The sight I'd just witnessed followed an earlier episode with
the first ring-neck I'd seen in a year. It had been sitting alongside
the highway as if no hunters would ever find it there. I couldn't
take it any longer, as soon as I entered the cabin my contractor's
coat and carpenter's mindset were dropped. I'd only been out in the
woods twice since small game season opened and here it was already
the second week of turkey!
With my old 12 gauge pump laying on the couch, my hunting vest
on my back and knife sheath threaded onto my belt, I reached
under the couch to pull out the box of shells I've kept there for
years. There was a shoe box but something was wrong, maybe the color.
Opening the top and looking in I saw only Christmas ribbons and bows!?
As the search grew from the couch to the bedroom, even to the
bathroom and outdoors to the tool shed, the swearing I'd done earlier
was nothing compared to what I was now yelling. My wife was the
culprit, she'd cleaned the house the week before, telling me that
she'd left the ammo box where she'd found it. Neither of us remembered
the other box, put there last year.
I looked at the clock as I sat down, still over two hours
before she got home. Grumbling to myself about fate I did what
I'd planned the night before, cut firewood. I enjoy the yearly ritual
of filling the woodshed with our own trees from our soon-to-be-cleared
pasture. Daisy and Rosi nibbled on the tips of the branches after
I felled the maple and locust. I took a cigarette break on a stump,
thanking the Lord for calming my mind and keeping me to my duties.
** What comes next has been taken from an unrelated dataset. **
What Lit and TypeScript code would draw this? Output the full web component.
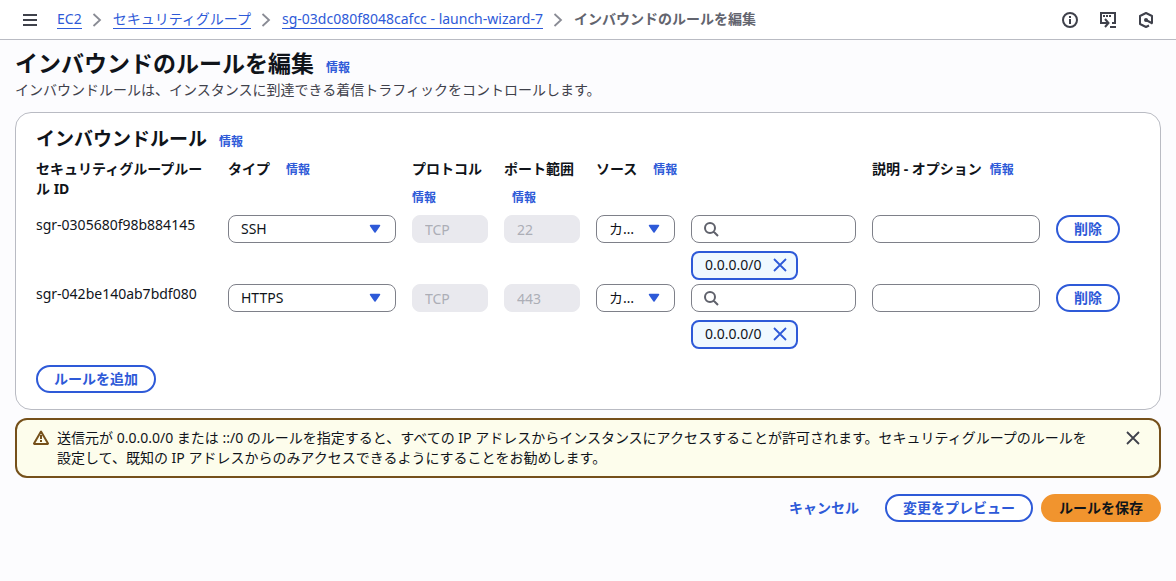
import { LitElement, html, css, svg } from "lit";
import { customElement, property, state } from "lit/decorators.js";

interface Rule {
  id: string;
  type: string;
  protocol: string;
  port: string;
  source: string;
  cidr: string;
}

const closeIcon = html`<svg class="icon" viewBox="0 0 16 16" aria-hidden="true">
  ${svg`<path d="M2 2 14 14M14 2 2 14" fill="none" stroke="currentColor" stroke-width="1.800"/>`}
</svg>`;

const chevron = html`<svg class="chevron" viewBox="0 0 16 16" aria-hidden="true">
  ${svg`<path d="M4.500 2 11 8l-6.500 6" fill="none" stroke="currentColor" stroke-width="1.800"/>`}
</svg>`;

const shared = css`
  :host {
    display: block;
    box-sizing: border-box;
  }
  *,
  *::before {
    box-sizing: border-box;
  }
  a {
    color: var(--link);
    text-decoration: none;
  }
  .icon {
    display: block;
    width: 16px;
    height: 16px;
    flex: none;
  }
  button,
  input,
  select {
    font: inherit;
    margin: 0;
  }
  .btn {
    height: 28px;
    padding: 0 16px;
    border: 2px solid var(--link);
    border-radius: 14px;
    background: #fff;
    color: var(--link);
    font-weight: 700;
    line-height: 20px;
    white-space: nowrap;
    cursor: pointer;
  }
  .btn.primary {
    border-color: #f1942e;
    background: #f1942e;
    color: #10141a;
  }
  .btn.plain {
    border-color: transparent;
    background: transparent;
  }
  .icon-btn {
    display: block;
    padding: 0;
    border: 0;
    background: none;
    color: inherit;
    cursor: pointer;
  }
  .info {
    font-size: 12px;
    font-weight: 700;
    line-height: 22px;
    white-space: nowrap;
  }
`;

@customElement("top-bar")
export class TopBar extends LitElement {
  static styles = [
    shared,
    css`
      :host {
        background: #fff;
        border-bottom: 1px solid #b9bbc3;
      }
      .bar {
        display: flex;
        align-items: center;
        justify-content: space-between;
        height: 39px;
        padding: 0 22px;
        color: #3f414b;
      }
      .left,
      .tools,
      ol {
        display: flex;
        align-items: center;
      }
      .left {
        gap: 19px;
      }
      .tools {
        gap: 22px;
      }
      ol {
        list-style: none;
        margin: 0;
        padding: 0;
        gap: 8px;
      }
      li {
        display: flex;
        align-items: center;
        gap: 7px;
        white-space: nowrap;
      }
      li a {
        line-height: 18px;
        border-bottom: 1px solid var(--link);
      }
      .current {
        color: #62646e;
        font-weight: 700;
        line-height: 18px;
        padding-bottom: 1px;
      }
      .chevron {
        width: 16px;
        height: 16px;
        color: #898b94;
      }
    `,
  ];

  render() {
    const crumbs = ["EC2", "セキュリティグループ", "sg-03dc080f8048cafcc - launch-wizard-7"];
    return html`<header class="bar">
      <div class="left">
        <button class="icon-btn" aria-label="メニュー">
          <svg class="icon" viewBox="0 0 16 16">
            <path d="M1 3h14M1 8h14M1 13h14" stroke="currentColor" stroke-width="2" />
          </svg>
        </button>
        <nav aria-label="パンくずリスト">
          <ol>
            ${crumbs.map((c) => html`<li><a href="#">${c}</a>${chevron}</li>`)}
            <li class="current" aria-current="page">インバウンドのルールを編集</li>
          </ol>
        </nav>
      </div>
      <div class="tools">
        <button class="icon-btn" aria-label="情報">
          <svg class="icon" viewBox="0 0 16 16" fill="none" stroke="currentColor" stroke-width="2">
            <circle cx="8" cy="8" r="7" />
            <path d="M8 7v5M8 4v2" />
          </svg>
        </button>
        <button class="icon-btn" aria-label="CloudShell">
          <svg class="icon" viewBox="0 0 16 16" fill="none" stroke="currentColor" stroke-width="2">
            <path d="M1 8V1h14v10h-3" />
            <path d="M3 4h2M6 4h2M9 4h2" />
            <path d="M1 7v4h7M5 7l3.500 4L5 15" />
            <path d="M10 15h6" />
          </svg>
        </button>
        <button class="icon-btn" aria-label="Amazon Q">
          <svg class="icon" viewBox="0 0 16 16" fill="none" stroke="currentColor" stroke-width="2">
            <path d="M11 13.500 8 15 2 12V4l6-3 6 3v7.500" stroke-linejoin="round" />
            <path d="M8 8l6.500 3.500" />
            <circle cx="8" cy="8" r="2" fill="currentColor" stroke="none" />
          </svg>
        </button>
      </div>
    </header>`;
  }
}

@customElement("rules-editor")
export class RulesEditor extends LitElement {
  @property({ attribute: false }) rules: Rule[] = [];

  static styles = [
    shared,
    css`
      :host {
        padding: 14px 20px 16px;
        border: 1px solid #b9bbc3;
        border-radius: 16px;
        background: #fff;
      }
      .title {
        display: flex;
        align-items: baseline;
        gap: 12px;
        line-height: 24px;
        margin-bottom: 6px;
      }
      h2 {
        margin: 0;
        font-size: 19px;
        line-height: 24px;
      }
      table {
        width: 100%;
        table-layout: fixed;
        border-collapse: collapse;
        margin-bottom: 12px;
      }
      .c-id { width: 192px; }
      .c-type { width: 184px; }
      .c-small { width: 92px; }
      .c-source { width: 95px; }
      .c-search { width: 181px; }
      .c-desc { width: 184px; }
      .c-action { width: 84px; }
      th,
      td {
        padding: 0 16px 0 0;
        text-align: left;
        vertical-align: top;
      }
      th {
        padding-bottom: 6px;
        font-weight: 700;
      }
      td:last-child {
        padding-right: 0;
      }
      .head {
        display: flex;
        gap: 0 16px;
        white-space: nowrap;
      }
      .head.tight {
        gap: 8px;
      }
      .head.stacked {
        flex-direction: column;
        gap: 8px;
      }
      .indent {
        padding-left: 8px;
      }
      .field {
        display: block;
        width: 100%;
        height: 28px;
        padding: 0 11px;
        border: 1px solid #7e8089;
        border-radius: 8px;
        background: #fff;
        color: #10141a;
        line-height: 20px;
      }
      .field:disabled {
        padding: 0 12px;
        border-color: #e9e9ee;
        background: #e9e9ee;
        color: #acaeb6;
      }
      .box {
        position: relative;
      }
      select.field {
        appearance: none;
        padding: 0 37px 0 12px;
        overflow: hidden;
        text-overflow: ellipsis;
        white-space: nowrap;
      }
      .arrow {
        position: absolute;
        top: 9px;
        right: 15px;
        width: 12px;
        height: 10px;
        pointer-events: none;
        color: var(--link);
      }
      .glass {
        position: absolute;
        top: 6px;
        left: 12px;
        color: #5f616b;
      }
      .search {
        padding-left: 36px;
      }
      .token {
        display: inline-flex;
        align-items: center;
        gap: 10px;
        height: 29px;
        margin: 8px 0 4px;
        padding: 0 8px 1px 12px;
        border: 2px solid var(--link);
        border-radius: 8px;
        background: #f0f9ff;
        vertical-align: top;
      }
      .token .icon-btn {
        color: var(--link);
      }
    `,
  ];

  private select(label: string, value: string) {
    return html`<div class="box">
      <select class="field" aria-label=${label}>
        <option>${value}</option>
      </select>
      <svg class="arrow" viewBox="0 0 12 10" aria-hidden="true">
        <path d="M1.500 1.500h9L6 8z" fill="currentColor" stroke="currentColor" stroke-width="1.500" stroke-linejoin="round" />
      </svg>
    </div>`;
  }

  private remove(rule: Rule) {
    this.dispatchEvent(new CustomEvent("remove-rule", { detail: rule.id }));
  }

  render() {
    const info = html`<a class="info" href="#">情報</a>`;
    return html`
      <div class="title"><h2>インバウンドルール</h2>${info}</div>
      <table>
        <colgroup>
          <col class="c-id" /><col class="c-type" /><col class="c-small" /><col class="c-small" />
          <col class="c-source" /><col class="c-search" /><col class="c-desc" /><col class="c-action" />
        </colgroup>
        <thead>
          <tr>
            <th scope="col">セキュリティグループルール ID</th>
            <th scope="col"><div class="head"><span>タイプ</span>${info}</div></th>
            <th scope="col"><div class="head stacked"><span>プロトコル</span>${info}</div></th>
            <th scope="col">
              <div class="head stacked"><span>ポート範囲</span><span class="indent info">${info}</span></div>
            </th>
            <th scope="colgroup" colspan="2"><div class="head"><span>ソース</span>${info}</div></th>
            <th scope="col"><div class="head tight"><span>説明 - オプション</span>${info}</div></th>
            <td></td>
          </tr>
        </thead>
        <tbody>
          ${this.rules.map(
            (r) => html`<tr>
              <td>${r.id}</td>
              <td>${this.select("タイプ", r.type)}</td>
              <td><input class="field" aria-label="プロトコル" disabled .value=${r.protocol} /></td>
              <td><input class="field" aria-label="ポート範囲" disabled .value=${r.port} /></td>
              <td>${this.select("ソース", r.source)}</td>
              <td>
                <div class="box">
                  <input class="field search" type="text" aria-label="ソースを検索" />
                  <svg class="icon glass" viewBox="0 0 16 16" aria-hidden="true">
                    <path
                      d="M10.500 10.500 15 15M12 7A5 5 0 1 1 2 7a5 5 0 0 1 10 0z"
                      fill="none"
                      stroke="currentColor"
                      stroke-width="2"
                    />
                  </svg>
                </div>
                <span class="token">
                  ${r.cidr}
                  <button class="icon-btn" aria-label="${r.cidr} を削除">${closeIcon}</button>
                </span>
              </td>
              <td><input class="field" type="text" aria-label="説明" /></td>
              <td><button class="btn" @click=${() => this.remove(r)}>削除</button></td>
            </tr>`
          )}
        </tbody>
      </table>
      <button class="btn" @click=${() => this.dispatchEvent(new CustomEvent("add-rule"))}>ルールを追加</button>
    `;
  }
}

@customElement("app-root")
export class AppRoot extends LitElement {
  @state() private rules: Rule[] = [
    { id: "sgr-0305680f98b884145", type: "SSH", protocol: "TCP", port: "22", source: "カスタム", cidr: "0.0.0.0/0" },
    { id: "sgr-042be140ab7bdf080", type: "HTTPS", protocol: "TCP", port: "443", source: "カスタム", cidr: "0.0.0.0/0" },
  ];
  @state() private warning = true;

  static styles = [
    shared,
    css`
      :host {
        --link: #2e5ad8;
        min-height: 100vh;
        background: #fcfcfe;
        color: #10141a;
        font: 14px/20px "Noto Sans", "Noto Sans CJK JP", sans-serif;
      }
      main {
        padding: 8px 15px 16px;
      }
      .title {
        display: flex;
        align-items: baseline;
        gap: 12px;
        line-height: 30px;
      }
      h1 {
        margin: 0;
        font-size: 23px;
        line-height: 30px;
      }
      .lead {
        margin: 1px 0 12px;
        color: #3f414b;
      }
      .alert {
        display: flex;
        align-items: flex-start;
        gap: 8px;
        margin-top: 8px;
        padding: 8px 18px 8px 16px;
        border: 2px solid #75501a;
        border-radius: 12px;
        background: #fdfdec;
      }
      .alert p {
        flex: 1;
        margin: 0 20px 0 0;
      }
      .alert .icon {
        margin: 2px 0;
      }
      .warn {
        color: #75501a;
      }
      .alert .icon-btn {
        color: #3f414b;
      }
      .actions {
        display: flex;
        justify-content: flex-end;
        gap: 8px;
        margin-top: 16px;
      }
    `,
  ];

  private add() {
    this.rules = [
      ...this.rules,
      { id: "-", type: "カスタム TCP", protocol: "TCP", port: "0", source: "カスタム", cidr: "0.0.0.0/0" },
    ];
  }

  render() {
    return html`
      <top-bar></top-bar>
      <main>
        <div class="title">
          <h1>インバウンドのルールを編集</h1>
          <a class="info" href="#">情報</a>
        </div>
        <p class="lead">インバウンドルールは、インスタンスに到達できる着信トラフィックをコントロールします。</p>
        <rules-editor
          .rules=${this.rules}
          @add-rule=${this.add}
          @remove-rule=${(e: CustomEvent<string>) => (this.rules = this.rules.filter((r) => r.id !== e.detail))}
        ></rules-editor>
        ${this.warning
          ? html`<div class="alert" role="alert">
              <svg class="icon warn" viewBox="0 0 16 16" fill="none" stroke="currentColor" stroke-width="2" aria-hidden="true">
                <path d="M8 1.500 1 13.500l.5.500h13l.5-.5z" stroke-linejoin="round" />
                <path d="M8 5v4M8 10v2" />
              </svg>
              <p>送信元が 0.0.0.0/0 または ::/0 のルールを指定すると、すべての IP アドレスからインスタンスにアクセスすることが許可されます。セキュリティグループのルールを設定して、既知の IP アドレスからのみアクセスできるようにすることをお勧めします。</p>
              <button class="icon-btn" aria-label="閉じる" @click=${() => (this.warning = false)}>${closeIcon}</button>
            </div>`
          : null}
        <div class="actions">
          <button class="btn plain">キャンセル</button>
          <button class="btn">変更をプレビュー</button>
          <button class="btn primary">ルールを保存</button>
        </div>
      </main>
    `;
  }
}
Just as I finish carrying the six-foot lengths of logs to the
edge of the pasture my wife backed into the driveway. Trying to
remain calm, I quickly put the chainsaw in the toolshed and
asked where she hid the bullets. "Under the couch, right where
you left them,"was her answer. So, together we moved the couch to
the side and she was shown the problem. It seems she had picked up
the wrong box when she added the 'ribbons and bows' to the rest
of the Christmas trimmings in the loft after discovering that I
had neglected to do so when asked almost a whole year before, when
I was just a house spouse.
I didn't say another word, just grabbed some number sixes and
left for grouse country. I passed up three gray squirrels and a cottontail
to shoot at one grouse, only to miss the forth one this season.
It was dark when I arrived home, just in time for chores. Reliving
the short hunt with Gin while the milkers were running cleared the
air between us. By the time we finished at the barn and chicken
coop life at the homestead was again at it's best. This weekend
we'll toss some clays for each other and then try again for a stuffed
grouse dinner.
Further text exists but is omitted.